Task prompt: Reply with one number only: the count of lines below that contain the word "styles".

+++++

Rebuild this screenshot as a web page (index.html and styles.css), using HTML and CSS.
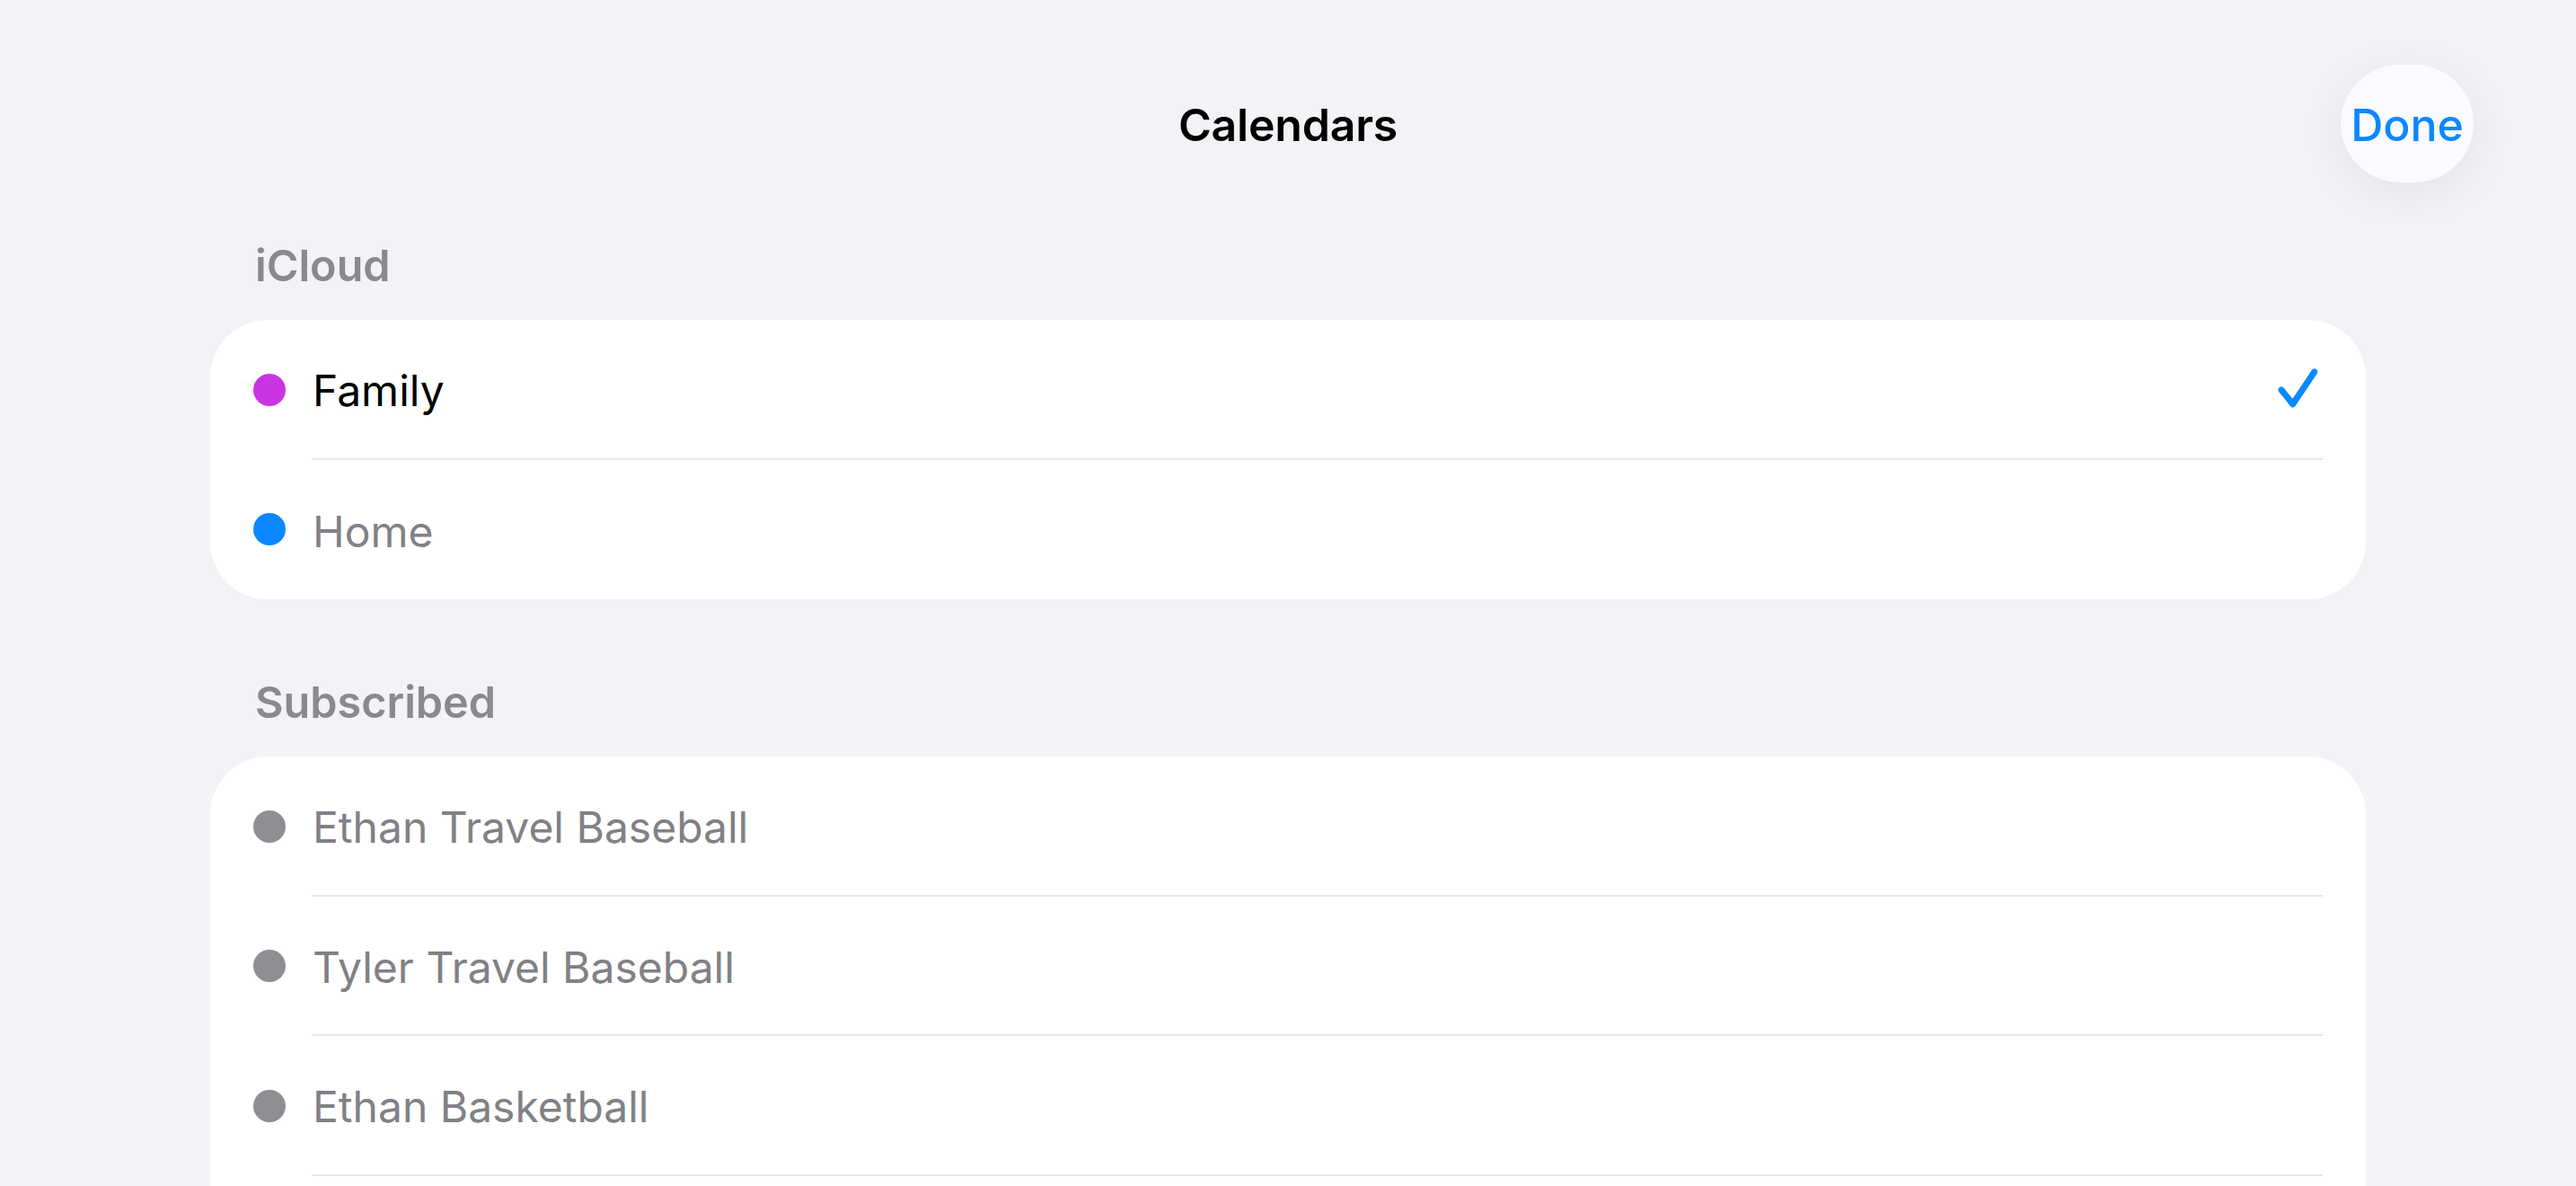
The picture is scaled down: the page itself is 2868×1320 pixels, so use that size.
FILE: index.html
```html
<!DOCTYPE html>
<html lang="en">
  <head>
    <meta charset="UTF-8" />
    <meta name="viewport" content="width=device-width, initial-scale=1.0" />
    <title>Calendars</title>
    <link rel="stylesheet" href="styles.css">
  </head>
  <body>
    <header class="top-bar">
      <div></div>
      <h1 class="title">Calendars</h1>
      <div class="actions">
        <button class="done-btn">Done</button>
      </div>
    </header>

    <main class="content">
      <!-- iCloud -->
      <section class="group">
        <h2 class="group-title">iCloud</h2>
        <ul class="list">
          <li class="row">
            <span class="dot dot-family"></span>
            <div class="row-body">
              <span class="row-label is-on">Family</span>
              <svg class="check" width="52" height="52" viewBox="0 0 52 52">
                <polyline points="8,27 20.7,42.7 44.7,7" fill="none" stroke="#0a88ff" stroke-width="7" stroke-linecap="round" stroke-linejoin="round" />
              </svg>
            </div>
          </li>
          <li class="row">
            <span class="dot dot-home"></span>
            <div class="row-body">
              <span class="row-label">Home</span>
            </div>
          </li>
        </ul>
      </section>

      <!-- Subskrybowane -->
      <section class="group">
        <h2 class="group-title">Subscribed</h2>
        <ul class="list list-open">
          <li class="row">
            <span class="dot"></span>
            <div class="row-body">
              <span class="row-label">Ethan Travel Baseball</span>
            </div>
          </li>
          <li class="row">
            <span class="dot"></span>
            <div class="row-body">
              <span class="row-label">Tyler Travel Baseball</span>
            </div>
          </li>
          <li class="row">
            <span class="dot"></span>
            <div class="row-body">
              <span class="row-label">Ethan Basketball</span>
            </div>
          </li>
        </ul>
      </section>
    </main>
  </body>
</html>
```

FILE: styles.css
```css
body {
  margin: 0;
  background: #f2f2f7;
  font-family: Inter, "Noto Sans", sans-serif;
  color: #000;
  height: 1320px;
  overflow: hidden;
}

.top-bar {
  display: grid;
  grid-template-columns: 1fr auto 1fr;
  align-items: center;
  height: 131px;
  padding: 72px 114px 0;
}

.title {
  margin: 0;
  font-size: 50px;
  font-weight: 600;
  letter-spacing: -0.2px;
  padding-top: 2px;
}

.actions {
  display: flex;
  justify-content: flex-end;
}

.done-btn {
  width: 148px;
  height: 131px;
  padding: 2px 0 0;
  border: none;
  border-radius: 66px;
  background: #fafaff;
  color: #0a88ff;
  font-family: inherit;
  font-size: 50px;
  font-weight: 500;
  box-shadow: 0 10px 50px rgba(0, 0, 0, 0.07);
  cursor: pointer;
}

.content {
  padding: 0 234px;
}

.group-title {
  margin: 65px 0 32px;
  padding-left: 50px;
  font-size: 48.5px;
  line-height: 56px;
  font-weight: 600;
  color: #8a8a8e;
}

.group + .group .group-title {
  margin-top: 87px;
}

.list {
  list-style: none;
  margin: 0;
  padding: 0;
  background: #fff;
  border-radius: 64px;
}

.list-open {
  padding-bottom: 80px;
}

.row {
  display: flex;
  align-items: center;
  gap: 30px;
  height: 155.5px;
  padding-left: 48px;
}

.dot {
  flex: none;
  width: 36px;
  height: 36px;
  border-radius: 50%;
  background: #8e8e93;
}

.dot-family {
  background: #c935e0;
}

.dot-home {
  background: #0a88ff;
}

.row-body {
  flex: 1;
  align-self: stretch;
  display: flex;
  align-items: center;
  justify-content: space-between;
  margin-right: 48px;
  padding-right: 2px;
  border-bottom: 2px solid #e6e6e8;
}

.row:last-child .row-body {
  border-bottom: none;
}

.list-open .row:last-child .row-body {
  border-bottom: 2px solid #e6e6e8;
}

.row-label {
  font-size: 48px;
  color: #818185;
  padding-top: 4px;
}

.row-label.is-on {
  color: #000;
}
```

+++++

Solution to the problem: 3